Art. 517 al. 2 CC ; 6 CO.

La déclaration d’acceptation ou de refus du mandat d’exécuteur testamentaire n’est soumise à aucune forme. La déclaration ne peut pas être soumise à condition ; cas échéant, l’acceptation conditionnelle du mandat est assimilée à un refus. L’art. 517 al. 2 CC n’exige pas une déclaration expresse dans la mesure où, à l’expiration du délai de 14 jours, le silence de la personne concernée vaut acceptation. En utilisant l’expression « silence », l’art. 517 al. 2 CC renvoie à la notion d’acceptation tacite de l’art. 6 CO, à la différence qu’il prévoit un délai de réflexion. Une acceptation tacite en application de l’art. 6 CO est toutefois exclue lorsque le requérant s’attend à une déclaration expresse ; tel est le cas lorsqu’un délai est expressément fixé. En l’espèce, la période de réflexion de l’art. 517 al. 2 CC a été prolongée. La question de la licéité de la prolongation de délai pour se déterminer a été laissée ouverte (consid. 4 et 5).

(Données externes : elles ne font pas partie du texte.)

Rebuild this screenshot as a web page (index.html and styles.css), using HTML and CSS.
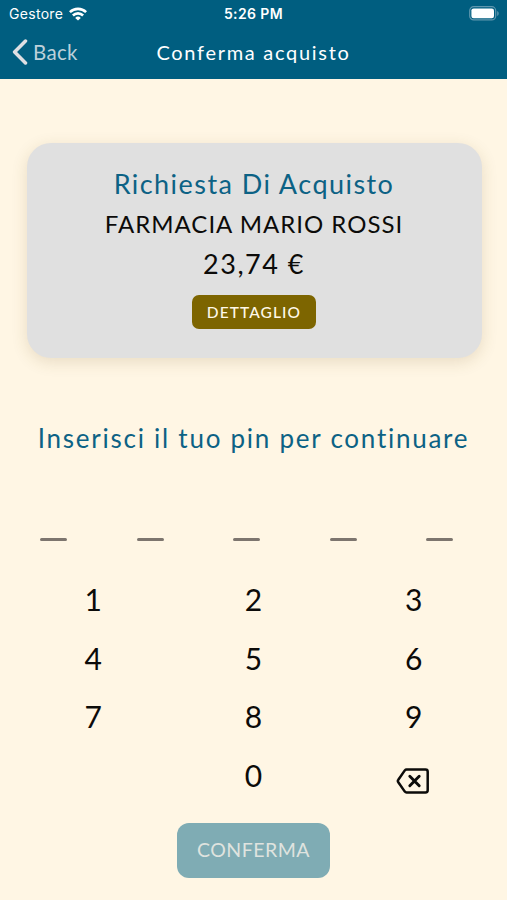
FILE: index.html
```html
<!DOCTYPE html>
<html lang="it">
<head>
<meta charset="utf-8">
<meta name="viewport" content="width=device-width, initial-scale=1">
<title>Conferma acquisto</title>
<link rel="stylesheet" href="styles.css">
</head>
<body>
<header class="header">
  <div class="status">
    <div class="carrier"><span>Gestore</span>
      <svg class="wifi" viewBox="0 0 18 14" width="18" height="14"><g fill="none" stroke="#fff" stroke-width="2.600"><path d="M.9 5.2a11.5 11.5 0 0 1 16.2 0"/><path d="M3.9 8.500a7.2 7.2 0 0 1 10.2 0"/></g><path d="M9 13.6 6.2 10.9a4 4 0 0 1 5.6 0Z" fill="#fff"/></svg>
    </div>
    <time class="clock">5:26 PM</time>
    <svg class="battery" viewBox="0 0 31 15" width="31" height="15"><rect x=".7" y=".7" width="26" height="13.2" rx="4" fill="none" stroke="#5f97ae" stroke-width="1.2"/><rect x="2.4" y="2.4" width="22.6" height="9.8" rx="2.2" fill="#fff"/><path d="M28.2 5v5c2-.8 2-4.200 0-5Z" fill="#5f97ae"/></svg>
  </div>
  <nav class="nav">
    <a class="back"><svg viewBox="0 0 16 26" width="16" height="26"><path d="M13.500 2 2.600 13l10.900 11" fill="none" stroke="#dedfe3" stroke-width="3.500" stroke-linecap="round" stroke-linejoin="round"/></svg><span>Back</span></a>
    <h1 class="title">Conferma acquisto</h1>
  </nav>
</header>
<main class="main">
  <section class="card">
    <h2 class="request">Richiesta Di Acquisto</h2>
    <p class="merchant">FARMACIA MARIO ROSSI</p>
    <p class="price">23,74 €</p>
    <button class="detail">DETTAGLIO</button>
  </section>
  <p class="prompt">Inserisci il tuo pin per continuare</p>
  <div class="pin"><i></i><i></i><i></i><i></i><i></i></div>
  <div class="keys">
    <span>1</span><span>2</span><span>3</span>
    <span>4</span><span>5</span><span>6</span>
    <span>7</span><span>8</span><span>9</span>
    <span></span><span>0</span>
    <span class="erase"><svg viewBox="0 0 34 28" width="34" height="28"><g fill="none" stroke="#0c0b09" stroke-width="2.500" stroke-linecap="round" stroke-linejoin="round"><path d="M10.500 2.500h19a2.200 2.200 0 0 1 2.200 2.200v18.600a2.200 2.200 0 0 1-2.200 2.200h-19q-1 0-1.700-.9L2.300 15.200q-.9-1.200 0-2.400L8.800 3.400q.7-.9 1.700-.9Z"/><path d="m13.800 9.300 9.400 9.400m0-9.400-9.400 9.400" stroke-width="2.900"/></g></svg></span>
  </div>
  <button class="confirm">CONFERMA</button>
</main>
</body>
</html>
```
FILE: styles.css
```css
* { box-sizing: border-box; }
body { margin: 0; width: 507px; height: 900px; overflow: hidden; background: #fff6e4; color: #0c0b09; font-family: Lato, "Noto Sans", sans-serif; }
h1, h2, p { margin: 0; font-weight: 400; white-space: nowrap; }
button { border: 0; padding: 0; font-family: inherit; }
svg { display: block; flex: none; }
.header { height: 79px; background: #005e80; color: #fff; }
.status { height: 27px; display: grid; grid-template-columns: 1fr auto 1fr; align-items: center; padding: 0 7px 0 9px; font-family: Inter, sans-serif; }
.carrier { display: flex; align-items: center; gap: 6px; font-size: 14px; letter-spacing: 0.3px; }
.clock { font-size: 14px; font-weight: 600; letter-spacing: 0.4px; margin-right: 2px; }
.battery { justify-self: end; }
.nav { height: 50px; display: grid; grid-template-columns: 1fr auto 1fr; align-items: center; padding: 0 12px; }
.back { display: flex; align-items: center; gap: 5px; font-size: 20.500px; line-height: 26px; letter-spacing: 0.3px; color: #bdd0da; }
.title { font-size: 20px; line-height: 26px; letter-spacing: 1.700px; }
.main { display: flex; flex-direction: column; align-items: center; }
.card { width: 455px; height: 215px; margin: 64px 0 0 1px; padding-top: 21px; display: flex; flex-direction: column; align-items: center; border-radius: 24px; background: #e0e0e0; box-shadow: 0 4px 16px rgba(110, 85, 30, 0.16); }
.request { height: 40px; line-height: 40px; font-size: 27px; letter-spacing: 1.450px; color: #0c6285; }
.merchant { height: 40px; line-height: 40px; font-size: 24px; letter-spacing: 1px; }
.price { height: 40px; line-height: 40px; font-size: 27px; letter-spacing: 1.500px; }
.detail { width: 124px; height: 34px; margin-top: 11px; border-radius: 7px; background: #7d6500; color: #fff8e8; font-size: 15.500px; font-weight: 500; letter-spacing: 1.100px; }
.prompt { margin-top: 60px; height: 40px; line-height: 40px; font-size: 26px; letter-spacing: 1.750px; color: #0c6285; }
.pin { width: 413px; margin: 80px 14px 0 0; display: flex; justify-content: space-between; }
.pin i { width: 27px; height: 3px; border-radius: 1.500px; background: #7d756e; }
.keys { width: 481px; margin-top: 29px; display: grid; grid-template-columns: repeat(3, 1fr); grid-auto-rows: 58.600px; font-size: 30px; line-height: 58.600px; text-align: center; }
.erase { display: flex; justify-content: center; align-items: center; padding: 12px 2px 0 0; }
.confirm { width: 153px; height: 55px; margin-top: 19px; padding-bottom: 3px; border-radius: 12px; background: #7facb4; color: #dfe3df; font-size: 19.500px; letter-spacing: 0.500px; }
```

Art. 517, 518, 562 al. 1 CC.

Le litige dans lequel l’exécuteur testamentaire intervient en tant que partie doit être distingué de celui relatif à la délivrance d’un legs, dans lequel l’exécuteur testamentaire a la qualité d’administrateur de la succession. La prétention de l’exécuteur testamentaire à une indemnité équitable conformément à l’art. 517 al. 3 CC tombe dans la première catégorie. Ladite indemnité est considérée comme une dette de la succession, dont les héritiers sont en principe solidairement responsables. En l’espèce, la prétention formulée par le légataire reprochant à l’exécuteur testamentaire d’avoir engendré, par une facturation trop importante de ses honoraires, la diminution de l’actif successoral et la réduction de son legs ne constitue pas une action en délivrance du legs au sens de l’art. 562 al. 1 CC, mais une action personnelle dirigée contre l’exécuteur testamentaire (consid. 5.2).